- PROBLEM TO SOLVE -
Find and copy lines holding "styles".

- PROVIDED DATA -
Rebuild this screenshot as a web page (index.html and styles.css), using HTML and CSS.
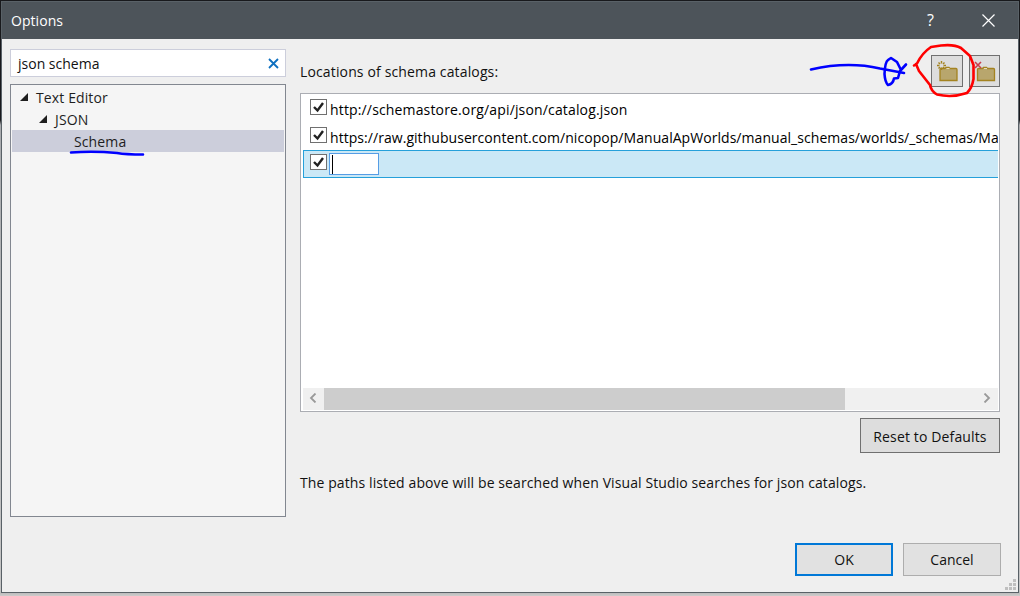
FILE: index.html
```html
<!DOCTYPE html>
<html lang="en">
<head>
<meta charset="utf-8">
<title>Options</title>
<link rel="stylesheet" href="styles.css">
</head>
<body>
<div class="dialog">
  <header class="titlebar">
    <span class="title">Options</span>
    <span class="help">?</span>
    <svg class="close" width="13" height="13" viewBox="0 0 13 13"><path d="M.5 .5l12 12M12.500 .5l-12 12"/></svg>
  </header>
  <main class="content">
    <aside class="sidebar">
      <div class="search">
        <span class="query">json schema</span>
        <svg width="11" height="11" viewBox="0 0 11 11"><path d="M1 1l9 9M10 1l-9 9"/></svg>
      </div>
      <div class="tree">
        <div class="node"><svg class="arrow" width="8" height="8"><path d="M8 0v8H0z"/></svg><span class="t-editor">Text Editor</span></div>
        <div class="node level2"><svg class="arrow" width="8" height="8"><path d="M8 0v8H0z"/></svg><span class="t-json">JSON</span></div>
        <div class="node level3 selected"><span class="t-schema">Schema</span></div>
      </div>
    </aside>
    <section class="panel">
      <div class="toolbar">
        <span class="label">Locations of schema catalogs:</span>
        <button class="tool add" aria-label="Add"><svg width="30" height="30" viewBox="0 0 30 30">
          <path class="folder" d="M8 13.500q0-1 1-1h4l1-1h3l1 1h6q1 0 1 1v11H8z"/><path class="folder-line" d="M14.500 12.500h3"/>
          <path class="spark" d="M9.500 5v2.500M9.500 11.500v2.500M5 9.500h2.500M11.500 9.500h2.500M6.500 6.500l1.500 1.500M11 11l1.500 1.500M12.500 6.500l-1.500 1.500M8 11l-1.500 1.500"/></svg></button>
        <button class="tool remove" aria-label="Remove"><svg width="29" height="30" viewBox="0 0 29 30">
          <path class="folder" d="M7.500 13.500q0-1 1-1h4l1-1h3l1 1h6q1 0 1 1v11h-17z"/><path class="folder-line" d="M14 12.500h3"/>
          <path class="cross" d="M5 6l6 6M11 6l-6 6"/></svg></button>
      </div>
      <div class="list">
        <div class="rows">
          <div class="row"><span class="check"><svg width="15" height="14" viewBox="0 0 15 14"><path d="M3 7l3.500 3.500L12 3"/></svg></span><span class="url u1">http://schemastore.org/api/json/catalog.json</span></div>
          <div class="row second"><span class="check"><svg width="15" height="14" viewBox="0 0 15 14"><path d="M3 7l3.500 3.500L12 3"/></svg></span><span class="url u2">https://raw.githubusercontent.com/nicopop/ManualApWorlds/manual_schemas/worlds/_schemas/Ma</span></div>
          <div class="row active"><span class="check"><svg width="15" height="14" viewBox="0 0 15 14"><path d="M3 7l3.500 3.500L12 3"/></svg></span><span class="edit"><i class="caret"></i></span></div>
        </div>
        <div class="scrollbar">
          <span class="step"><svg width="8" height="10" viewBox="0 0 8 10"><path d="M6.500 .5L2 5l4.500 4.500"/></svg></span>
          <span class="thumb"></span>
          <span class="step end"><svg width="8" height="10" viewBox="0 0 8 10"><path d="M1.500 .5L6 5l-4.500 4.500"/></svg></span>
        </div>
      </div>
      <button class="btn reset"><span>Reset to Defaults</span></button>
      <p class="note">The paths listed above will be searched when Visual Studio searches for json catalogs.</p>
    </section>
  </main>
  <footer class="footer">
    <button class="btn ok"><span>OK</span></button>
    <button class="btn cancel"><span>Cancel</span></button>
  </footer>
  <svg class="grip" width="11" height="11" viewBox="0 0 11 11"><path d="M8 0h3v3H8zM4 4h3v3H4zM8 4h3v3H8zM0 8h3v3H0zM4 8h3v3H4zM8 8h3v3H8z"/></svg>
</div>
<svg class="ink" width="1020" height="596" viewBox="0 0 1020 596">
  <g class="blue">
    <path d="M71 152.500C83 151.500 102 151.500 117 153Q126 154.500 143 154.500"/>
    <path d="M811 69.500C835 64 858 63.500 880 68.500L904 73"/>
    <path d="M906 64.500L900 71L898 78L894 78.500Q893 84 888 85Q885 82 884.500 74Q885 62 888 60L891 58L897 62L901 70"/>
  </g>
  <path class="red" d="M914 65.500L917 63.500Q922 53 931 47L941 45.500Q954 44 961 48L970 56L973.500 65V79Q972 88 967 93Q952 98 937 94.500Q931 91 930 85L919 71L916 64"/>
</svg>
</body>
</html>
```
FILE: styles.css
```css
* { box-sizing: border-box; }
body {
  margin: 0;
  width: 1020px;
  height: 596px;
  overflow: hidden;
  position: relative;
  padding: 1px;
  background: linear-gradient(to bottom, #18191c 0, #18191c 120px, #a9abae 125px, #c5c5c5 590px, #bcbcbc 593px, #cecccc 596px);
  font: 14px/20px "Open Sans", "Noto Sans", sans-serif;
  color: #111;
}
span { white-space: nowrap; }
button { font: inherit; color: inherit; padding: 0; }
svg { display: block; flex: none; }
path { fill: none; }
.dialog {
  position: relative;
  width: 1018px;
  height: 592px;
  border: 1px solid #596167;
  background: #efefef;
}
.titlebar {
  display: flex;
  align-items: center;
  height: 37px;
  padding: 0 23px 0 9px;
  background: #4d545a;
  color: #fff;
}
.title { flex: 1; letter-spacing: .05px; }
.help { width: 9px; margin-right: 46px; padding-bottom: 2px; font-size: 16px; }
.close path { stroke: #fff; stroke-width: 1.2; }
.content { display: flex; gap: 14px; padding: 10px 0 0 8px; }
.sidebar { width: 276px; }
.search {
  display: flex;
  align-items: center;
  justify-content: space-between;
  height: 28px;
  padding: 0 6px 0 7px;
  border: 1px solid #cccedb;
  background: #fff;
}
.query { padding-top: 2px; }
.search path { stroke: #0e70c0; stroke-width: 1.8; }
.tree { height: 433px; margin-top: 7px; padding: 1px; border: 1px solid #828790; background: #f5f5f5; }
.node { display: flex; align-items: center; height: 22px; padding-left: 8px; gap: 8px; color: #1e1e1e; }
.node span { padding-top: 2px; letter-spacing: .12px; }
.level2 { padding-left: 27px; }
.level3 { padding-left: 62px; }
.selected { background: #cccedb; }
.arrow path { fill: #1e1e1e; }
.panel { width: 700px; display: flex; flex-direction: column; }
.toolbar { display: flex; height: 38px; margin-top: 6px; }
.label { flex: 1; padding-top: 7px; letter-spacing: .14px; }
.tool { width: 32px; height: 32px; border: 1px solid #707070; background: #ddd; }
.remove { width: 31px; margin-left: 6px; }
.folder { fill: #b8a66d; stroke: #a48320; stroke-width: 1.3; }
.folder-line { stroke: #e6dcbc; }
.spark { stroke: #a48320; stroke-width: 1.4; }
.cross { stroke: #c93e4b; stroke-width: 1.6; }
.list { height: 319px; border: 1px solid #abadb3; padding: 1px 1px 1px 2px; background: #fff; display: flex; flex-direction: column; }
.rows { flex: 1; overflow: hidden; }
.row { display: flex; height: 27px; padding: 4px 0 0 7px; overflow: hidden; }
.second { height: 28px; padding-top: 5px; }
.active { height: 28px; padding-top: 1px; padding-left: 6px; border: 1px solid #26a0da; border-right: 0; background: #cbe8f6; }
.check { width: 17px; height: 16px; border: 1px solid #707070; background: #fff; flex: none; }
.active .check { margin-top: 2px; }
.check path { stroke: #212121; stroke-width: 2.4; }
.url { margin: 1px 0 0 3px; color: #000; }
.u1 { letter-spacing: .15px; }
.u2 { letter-spacing: .05px; }
.edit { width: 50px; height: 22px; margin: 1px 0 0 2px; padding: 1px 2px; border: 1px solid #569de5; background: #fff; }
.caret { display: block; width: 1px; height: 19px; background: #000; }
.scrollbar { display: flex; height: 22px; background: #f0f0f0; }
.step { display: flex; align-items: center; justify-content: center; width: 21px; padding: 0 1px 2px 0; }
.step path { stroke: #999; stroke-width: 1.8; }
.thumb { width: 521px; background: #cdcdcd; }
.end { margin-left: auto; padding-right: 2px; }
.btn { border: 1px solid #adadad; background: #e1e1e1; height: 33px; }
.reset { align-self: flex-end; width: 140px; height: 35px; margin-top: 6px; padding-top: 2px; border-color: #707070; background: #ddd; letter-spacing: .14px; }
.note { margin: 20px 0 0; white-space: nowrap; letter-spacing: .1px; }
.footer { display: flex; justify-content: flex-end; gap: 10px; margin: 26px 17px 0 0; }
.ok, .cancel { width: 98px; }
.ok { border: 2px solid #0078d7; }
.grip { position: absolute; right: 2px; bottom: 2px; }
.grip path { fill: #bfbfbf; }
.ink { position: absolute; left: 0; top: 0; pointer-events: none; }
.ink path { stroke-width: 2.6; stroke-linecap: round; stroke-linejoin: round; }
.blue path { stroke: #00f; }
.ink .red { stroke: #f00; }
```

- EXERCISE RESPONSE -
Rebuild this screenshot as a web page (index.html and styles.css), using HTML and CSS.
<link rel="stylesheet" href="styles.css">
FILE: styles.css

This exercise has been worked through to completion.